ECLI:NL:CRVB:2017:1205
Centrale Raad van Beroep
- Hoger beroep
- Rechtspraak.nl
Intrekking met terugwerkende kracht en terugvordering WW-uitkering wegens gefingeerd dienstverband
In deze zaak heeft de Centrale Raad van Beroep op 29 maart 2017 uitspraak gedaan in hoger beroep tegen een eerdere uitspraak van de rechtbank Zeeland-West-Brabant. De zaak betreft de intrekking van een WW-uitkering en de terugvordering van onverschuldigd betaalde uitkeringen aan appellante, die een gefingeerd dienstverband had bij [naam B.V. 2]. De appellante had een arbeidsovereenkomst getekend met [naam B.V. 1] en later met [naam B.V. 2], maar het Uwv concludeerde na onderzoek dat deze overeenkomst vals was.

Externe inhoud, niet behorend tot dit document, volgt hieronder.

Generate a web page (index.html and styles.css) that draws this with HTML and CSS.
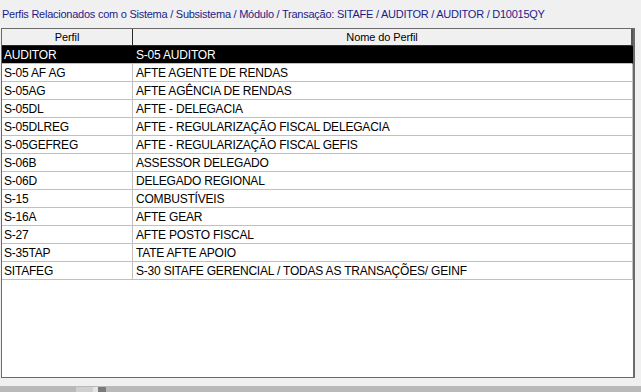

De appellante had zich ziek gemeld en ontving een WW-uitkering, maar het Uwv stelde vast dat zij niet verzekerd was voor de werknemersverzekeringen. De rechtbank verklaarde het beroep van appellante ongegrond, en de Centrale Raad bevestigde deze uitspraak. De Raad oordeelde dat appellante redelijkerwijs had moeten begrijpen dat zij ten onrechte uitkeringen ontving, en dat er geen dringende redenen waren om af te zien van terugvordering. De uitspraak benadrukt het belang van de erkenning van de gefingeerde dienstbetrekking door appellante en de gevolgen daarvan voor haar uitkeringen.